_To do_
Gather each line of the records where "styles" appears.

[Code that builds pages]

□ □ □ □ □

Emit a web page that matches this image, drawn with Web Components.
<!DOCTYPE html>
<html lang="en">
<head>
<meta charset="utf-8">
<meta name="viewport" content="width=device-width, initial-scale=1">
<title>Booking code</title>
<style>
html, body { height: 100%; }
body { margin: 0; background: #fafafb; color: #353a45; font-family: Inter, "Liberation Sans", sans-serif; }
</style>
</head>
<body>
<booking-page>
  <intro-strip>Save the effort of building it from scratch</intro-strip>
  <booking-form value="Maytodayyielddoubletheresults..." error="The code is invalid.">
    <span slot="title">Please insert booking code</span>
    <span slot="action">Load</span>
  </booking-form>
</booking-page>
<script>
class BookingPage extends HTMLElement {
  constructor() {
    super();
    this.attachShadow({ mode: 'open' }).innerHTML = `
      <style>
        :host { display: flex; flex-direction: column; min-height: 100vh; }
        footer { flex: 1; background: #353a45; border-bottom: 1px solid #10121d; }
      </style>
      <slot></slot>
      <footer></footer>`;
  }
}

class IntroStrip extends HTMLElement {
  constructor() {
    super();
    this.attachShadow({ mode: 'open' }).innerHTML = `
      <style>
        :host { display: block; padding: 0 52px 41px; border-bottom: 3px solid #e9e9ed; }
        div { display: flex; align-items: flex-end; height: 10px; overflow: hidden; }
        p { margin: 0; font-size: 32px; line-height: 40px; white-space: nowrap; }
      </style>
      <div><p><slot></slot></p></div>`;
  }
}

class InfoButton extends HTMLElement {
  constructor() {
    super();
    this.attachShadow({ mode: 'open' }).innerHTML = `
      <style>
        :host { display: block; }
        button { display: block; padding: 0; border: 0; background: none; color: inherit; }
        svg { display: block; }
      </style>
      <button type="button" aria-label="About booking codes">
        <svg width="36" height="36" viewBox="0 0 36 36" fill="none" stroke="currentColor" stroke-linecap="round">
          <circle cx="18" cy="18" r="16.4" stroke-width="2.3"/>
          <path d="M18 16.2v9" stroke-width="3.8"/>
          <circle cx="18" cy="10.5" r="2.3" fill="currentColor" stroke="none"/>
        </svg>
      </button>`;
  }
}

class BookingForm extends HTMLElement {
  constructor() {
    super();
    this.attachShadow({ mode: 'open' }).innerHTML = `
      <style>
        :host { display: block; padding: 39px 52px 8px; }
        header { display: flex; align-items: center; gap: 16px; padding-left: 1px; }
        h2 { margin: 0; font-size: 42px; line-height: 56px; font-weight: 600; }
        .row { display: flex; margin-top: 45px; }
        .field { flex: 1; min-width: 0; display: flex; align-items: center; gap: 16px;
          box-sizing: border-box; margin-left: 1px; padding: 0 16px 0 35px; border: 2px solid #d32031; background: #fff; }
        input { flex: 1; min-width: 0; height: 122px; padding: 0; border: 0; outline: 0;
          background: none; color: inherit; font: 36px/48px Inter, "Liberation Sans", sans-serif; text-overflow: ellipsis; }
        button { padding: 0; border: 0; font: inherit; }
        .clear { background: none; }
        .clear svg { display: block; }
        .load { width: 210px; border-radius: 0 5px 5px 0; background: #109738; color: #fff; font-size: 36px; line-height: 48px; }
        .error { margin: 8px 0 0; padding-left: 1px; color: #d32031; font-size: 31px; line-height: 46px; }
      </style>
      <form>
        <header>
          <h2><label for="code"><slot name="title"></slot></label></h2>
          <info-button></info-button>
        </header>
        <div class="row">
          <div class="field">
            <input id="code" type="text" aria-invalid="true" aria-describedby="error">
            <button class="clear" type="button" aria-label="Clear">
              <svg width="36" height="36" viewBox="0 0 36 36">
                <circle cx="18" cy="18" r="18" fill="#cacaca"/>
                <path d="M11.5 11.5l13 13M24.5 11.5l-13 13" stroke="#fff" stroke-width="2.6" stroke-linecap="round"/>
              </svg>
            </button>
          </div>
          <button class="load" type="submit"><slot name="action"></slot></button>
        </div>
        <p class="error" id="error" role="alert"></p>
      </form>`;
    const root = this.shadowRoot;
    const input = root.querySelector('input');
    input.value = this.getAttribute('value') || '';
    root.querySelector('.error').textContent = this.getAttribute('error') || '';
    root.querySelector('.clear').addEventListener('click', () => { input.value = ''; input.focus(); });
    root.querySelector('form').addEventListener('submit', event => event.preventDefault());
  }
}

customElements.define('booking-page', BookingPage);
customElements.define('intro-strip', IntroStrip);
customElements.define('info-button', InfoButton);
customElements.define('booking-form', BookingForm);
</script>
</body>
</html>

□ □ □ □ □

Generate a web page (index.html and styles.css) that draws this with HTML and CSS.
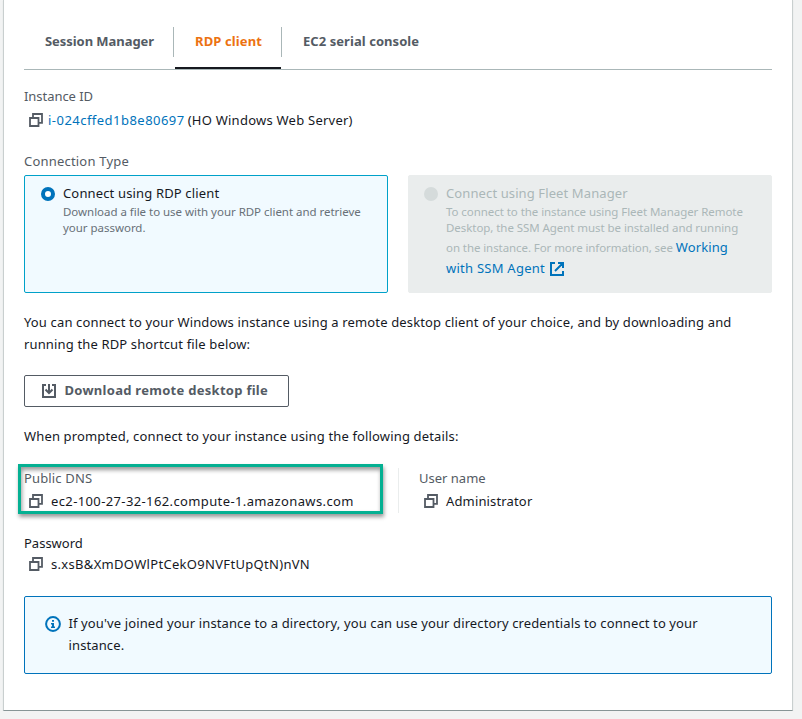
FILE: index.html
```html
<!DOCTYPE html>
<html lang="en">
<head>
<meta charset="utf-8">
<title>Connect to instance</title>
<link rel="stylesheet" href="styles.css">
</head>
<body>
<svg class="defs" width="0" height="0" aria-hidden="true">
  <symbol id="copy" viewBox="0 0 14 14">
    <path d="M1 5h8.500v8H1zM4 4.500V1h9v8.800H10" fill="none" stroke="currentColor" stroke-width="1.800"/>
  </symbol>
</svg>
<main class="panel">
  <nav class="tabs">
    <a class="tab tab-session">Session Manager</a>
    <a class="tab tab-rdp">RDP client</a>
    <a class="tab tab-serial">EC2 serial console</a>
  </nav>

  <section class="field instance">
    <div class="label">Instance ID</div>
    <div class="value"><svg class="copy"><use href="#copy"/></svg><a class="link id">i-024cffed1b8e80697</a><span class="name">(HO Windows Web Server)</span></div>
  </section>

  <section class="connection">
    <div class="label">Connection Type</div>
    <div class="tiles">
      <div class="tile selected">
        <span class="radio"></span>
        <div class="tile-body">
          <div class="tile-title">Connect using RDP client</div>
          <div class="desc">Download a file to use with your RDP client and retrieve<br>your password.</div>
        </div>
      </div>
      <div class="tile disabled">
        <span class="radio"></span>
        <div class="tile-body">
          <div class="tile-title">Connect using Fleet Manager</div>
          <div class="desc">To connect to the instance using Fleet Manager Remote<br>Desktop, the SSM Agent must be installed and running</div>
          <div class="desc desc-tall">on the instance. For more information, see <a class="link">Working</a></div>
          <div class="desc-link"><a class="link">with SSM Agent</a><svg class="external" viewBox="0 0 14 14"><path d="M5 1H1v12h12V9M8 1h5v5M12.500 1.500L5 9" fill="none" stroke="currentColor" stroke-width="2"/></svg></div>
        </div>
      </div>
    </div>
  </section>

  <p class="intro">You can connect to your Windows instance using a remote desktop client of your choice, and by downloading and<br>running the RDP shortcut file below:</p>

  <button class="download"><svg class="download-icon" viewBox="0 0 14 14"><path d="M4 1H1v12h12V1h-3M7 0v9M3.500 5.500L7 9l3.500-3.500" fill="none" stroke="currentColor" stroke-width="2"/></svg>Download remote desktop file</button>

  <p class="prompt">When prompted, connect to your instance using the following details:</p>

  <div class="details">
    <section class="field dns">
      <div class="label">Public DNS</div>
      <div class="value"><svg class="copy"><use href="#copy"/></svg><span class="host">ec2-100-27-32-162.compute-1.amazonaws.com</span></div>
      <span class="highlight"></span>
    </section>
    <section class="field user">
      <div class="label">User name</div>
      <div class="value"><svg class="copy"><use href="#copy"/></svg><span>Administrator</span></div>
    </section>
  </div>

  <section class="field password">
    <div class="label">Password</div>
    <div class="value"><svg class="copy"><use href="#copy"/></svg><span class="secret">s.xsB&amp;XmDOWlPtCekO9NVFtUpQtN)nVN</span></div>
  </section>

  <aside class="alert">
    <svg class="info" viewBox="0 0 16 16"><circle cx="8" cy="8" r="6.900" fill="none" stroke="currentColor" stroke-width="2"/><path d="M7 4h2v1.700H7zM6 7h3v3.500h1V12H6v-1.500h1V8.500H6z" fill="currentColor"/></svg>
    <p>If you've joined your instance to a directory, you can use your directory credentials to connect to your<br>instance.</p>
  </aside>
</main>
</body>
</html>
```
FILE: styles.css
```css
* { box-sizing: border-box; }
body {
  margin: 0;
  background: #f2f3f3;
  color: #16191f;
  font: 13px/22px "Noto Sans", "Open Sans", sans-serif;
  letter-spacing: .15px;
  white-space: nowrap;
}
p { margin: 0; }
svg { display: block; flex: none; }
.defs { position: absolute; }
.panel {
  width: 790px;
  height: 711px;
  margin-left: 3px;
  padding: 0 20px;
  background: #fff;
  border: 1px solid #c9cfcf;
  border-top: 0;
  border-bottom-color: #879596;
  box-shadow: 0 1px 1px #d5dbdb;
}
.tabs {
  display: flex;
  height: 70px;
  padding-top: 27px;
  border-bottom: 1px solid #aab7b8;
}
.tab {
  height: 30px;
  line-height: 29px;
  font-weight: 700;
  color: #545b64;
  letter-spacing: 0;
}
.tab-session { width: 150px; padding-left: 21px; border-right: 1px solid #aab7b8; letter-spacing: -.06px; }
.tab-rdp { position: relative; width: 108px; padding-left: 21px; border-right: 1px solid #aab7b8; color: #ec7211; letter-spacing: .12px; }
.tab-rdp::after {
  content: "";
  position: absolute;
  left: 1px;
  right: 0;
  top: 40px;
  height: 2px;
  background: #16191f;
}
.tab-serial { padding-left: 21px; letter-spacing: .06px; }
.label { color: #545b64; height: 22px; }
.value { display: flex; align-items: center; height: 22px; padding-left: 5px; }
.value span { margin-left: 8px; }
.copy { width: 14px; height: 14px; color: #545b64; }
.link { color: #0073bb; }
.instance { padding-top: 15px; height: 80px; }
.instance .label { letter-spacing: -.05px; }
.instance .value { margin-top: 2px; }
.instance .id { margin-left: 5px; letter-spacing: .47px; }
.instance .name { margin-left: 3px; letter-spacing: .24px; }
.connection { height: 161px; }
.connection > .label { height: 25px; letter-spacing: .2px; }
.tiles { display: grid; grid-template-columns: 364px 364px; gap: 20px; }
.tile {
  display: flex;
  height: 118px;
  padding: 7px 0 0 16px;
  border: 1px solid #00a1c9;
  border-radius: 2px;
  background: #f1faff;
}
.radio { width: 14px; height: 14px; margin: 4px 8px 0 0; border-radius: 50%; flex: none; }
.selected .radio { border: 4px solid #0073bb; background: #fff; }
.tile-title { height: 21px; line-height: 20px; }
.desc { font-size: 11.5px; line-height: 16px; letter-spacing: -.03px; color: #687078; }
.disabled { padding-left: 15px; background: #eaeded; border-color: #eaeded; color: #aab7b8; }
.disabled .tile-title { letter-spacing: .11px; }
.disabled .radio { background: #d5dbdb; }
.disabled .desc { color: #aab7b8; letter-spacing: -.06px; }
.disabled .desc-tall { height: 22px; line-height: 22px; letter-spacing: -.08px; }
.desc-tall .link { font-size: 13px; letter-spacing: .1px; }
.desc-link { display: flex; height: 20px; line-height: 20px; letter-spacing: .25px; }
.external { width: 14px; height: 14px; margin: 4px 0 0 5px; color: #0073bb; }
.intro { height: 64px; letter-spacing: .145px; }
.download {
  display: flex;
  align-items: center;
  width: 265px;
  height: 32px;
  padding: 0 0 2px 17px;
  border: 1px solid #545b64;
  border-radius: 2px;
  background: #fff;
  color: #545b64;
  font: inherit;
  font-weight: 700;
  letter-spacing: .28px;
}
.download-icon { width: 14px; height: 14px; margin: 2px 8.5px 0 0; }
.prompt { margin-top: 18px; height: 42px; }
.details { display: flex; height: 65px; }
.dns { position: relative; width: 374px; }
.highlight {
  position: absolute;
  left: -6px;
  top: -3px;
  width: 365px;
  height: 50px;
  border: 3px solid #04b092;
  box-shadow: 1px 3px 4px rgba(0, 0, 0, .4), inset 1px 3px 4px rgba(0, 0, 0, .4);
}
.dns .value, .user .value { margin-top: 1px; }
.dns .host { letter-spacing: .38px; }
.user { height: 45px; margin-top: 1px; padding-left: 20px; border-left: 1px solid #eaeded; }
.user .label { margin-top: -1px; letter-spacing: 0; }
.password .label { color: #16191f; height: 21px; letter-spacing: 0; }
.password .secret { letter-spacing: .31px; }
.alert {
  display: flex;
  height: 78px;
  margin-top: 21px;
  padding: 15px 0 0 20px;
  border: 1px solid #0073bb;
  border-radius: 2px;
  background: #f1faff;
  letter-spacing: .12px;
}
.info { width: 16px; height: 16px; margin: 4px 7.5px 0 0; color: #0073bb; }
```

□ □ □ □ □

_Result of this exercise_
Generate a web page (index.html and styles.css) that draws this with HTML and CSS.
<link rel="stylesheet" href="styles.css">
FILE: styles.css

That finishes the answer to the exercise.